May 29, 2024 | Healing Tip

In the digital age, technology is likely used throughout the day to accomplish tasks and connect with others. Whether for work, keeping up with current events, listening to podcasts, utilizing social media or taking pictures with mobile phones, technology is integral to daily living.  With all these tech interactions, it makes sense that the medium is often used for people to express their grief. There are many downsides to an increasingly digital society, but our healing tip this month will focus on positives concerning the intersection of technology and grief.

Grief can have a cognitive impact, leaving one forgetful, feeling frazzled about the to-do list, and experiencing brain fog. Many grievers express they do not feel the sharpness and ability to pay attention to detail that they once had before their special person died.
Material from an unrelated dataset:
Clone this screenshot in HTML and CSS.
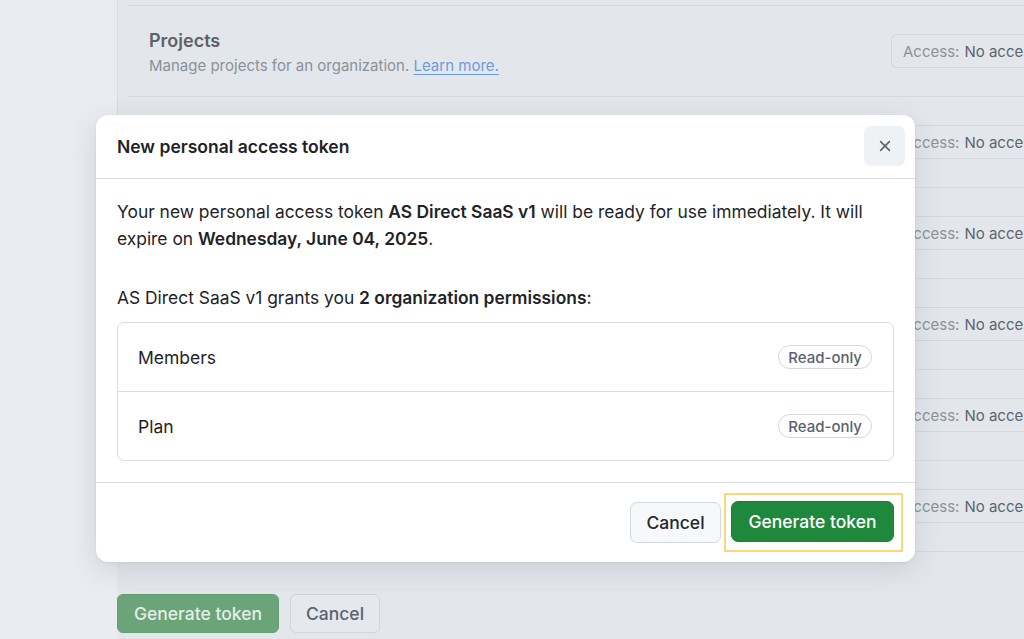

Some turn to writing notes in their phones, setting alarms, and using software like ChatGPT to help organize thoughts and remember important things to do.  These tools usually help individuals gain practical assistance with managing chores or just keeping up with their responsibilities.  

Grief does not just affect the body cognitively but in a myriad of other ways. Some people want to keep track of their changes, connect with their special person or document what they are experiencing in their grief. Traditional journaling may not be a method that speaks to everyone. There are a variety of apps that encourage individuals to digitally write down their thoughts and come with questions that may prompt deeper reflection during times of stress. Many apps aid users in developing or tracking coping practices like meditation, movement and engaging in moments of mindfulness.  

The digital age gives individuals more access to readily available grief resources. It is easy to find reputable grief organizations that compile resources and/or make tools for education about grief. If websites are not your style, there are many organizations with thriving social media pages, providing testimonials, short videos and tips about coping with grief. Seeing comments from other individuals going through similar experiences can make grievers feel connected because of shared stories. Both organizations and social media platforms can provide free learning opportunities (i.e. workshops) about grief and its impact. 

Individuals also electronically connect with others experiencing grief through support groups.  Peer support groups, groups led by professionals, and grief community events often have virtual options for those who prefer online meetings or cannot make in-person meetings. Support groups are intended to create safe spaces for grievers to talk about their journeys and assist each other on anniversaries, birthdays, holidays, and everything in between. Group members can discuss common threads in their grief, unique aspects, center validation, foster connections and encourage positive coping mechanisms.

The internet can also influence and encourage an exchange of ideas on ways to honor those who have died. I’m often in conversation with people wondering how to hold a memorial for their significant person or remember them with rituals and things the deceased enjoyed. Blogs, websites, memorial pages, online stores can inspire and serve as places to purchase objects for commemoration. Local artists, craftsmen, and mainstream companies often utilize the internet to sell everything from handmade treasures to manufactured goods for large memorial gatherings.

No matter where you are in your grief journey, technology can be of benefit. Whether helping you stay organized, connecting you to other grievers or providing education to navigate the ups and downs of grief, the digital space can be of use. As always, lean into what works for you.  Wishing you a peaceful month.